One of the challenges PGS in Brazil is facing is the limited availability of technicians that can help farmers and supply them with information and advice. It also often remains difficult to establish the social conditions for the system to function. This means there is a considerable risk that only few groups of farmers are included into PGS, while many others are excluded. To mitigate this risk, some actions could be envisioned: 1) investment in training of technicians from government agencies, agricultural extension and health monitoring services for agroecological production; 2) encouragement ofgreater involvement of farmers from the networks of NGOs and consumers in building PGS; and 3) promotion of education for the popularization of ecologically-based agriculture and of education of conscious consumers.

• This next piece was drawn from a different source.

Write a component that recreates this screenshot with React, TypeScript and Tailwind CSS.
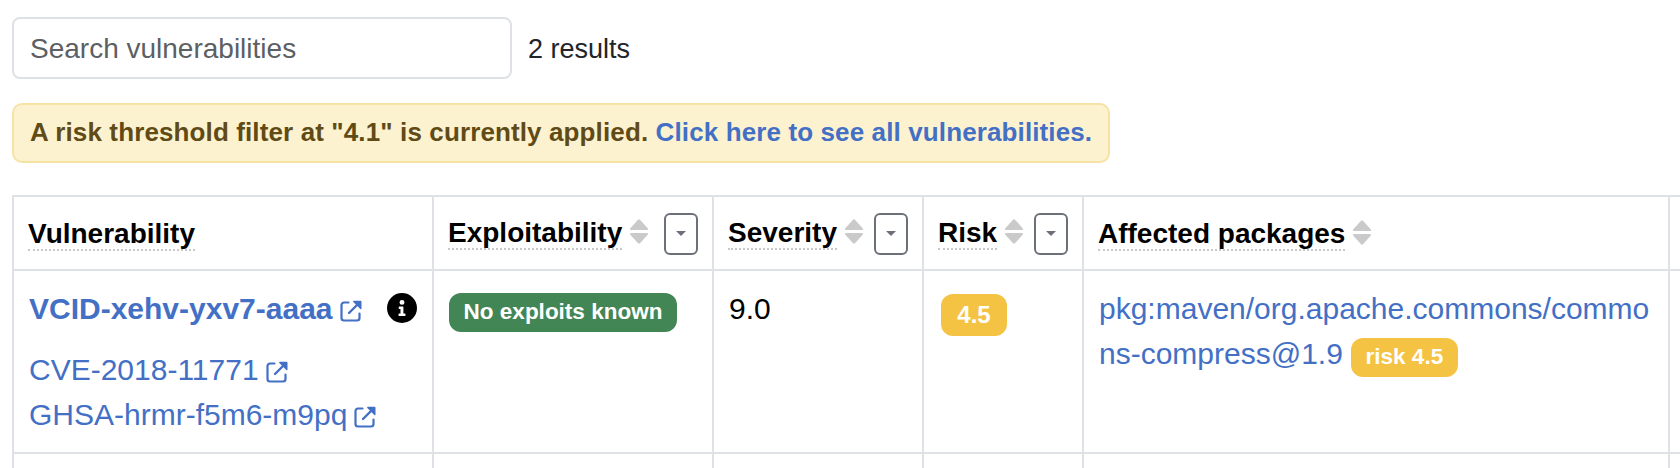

The government regulation of PGS carries also some risks and downsides, some of which can also be observed in the Brazilian context. The agroecological movement in Brazil therefore stresses the importance that the regulation of PGS must not constrain the expansion of agroecological practices, for instance by creating too many rules that might discourage farmers to be creative and innovative. Also, it emphasizes the importance of having multiple schemes of organic assessment and that among the participatory types of assessment, the “labelled” products should not always be considered as better or trustworthier than the “non-labelled” ones.

To conclude, the Brazilian example shows that the adoption of PGS and its recognition by governments can contribute to the development of the organic sector committed to the re-localization of agrofood systems. At the same time, experiences from the Brazilian case also show that the regulation of PGS should be connected with multiple governmental and non-governmental actions in order to assure the autonomy and the innovation capability of ecologically-based systems.

[1] The Participatory Assessment Body from the North Coast of the Rio Grande do Sul; and the Participatory Assessment Body from the Agroecological Farmers of the Metropolitan Area of Porto Alegre.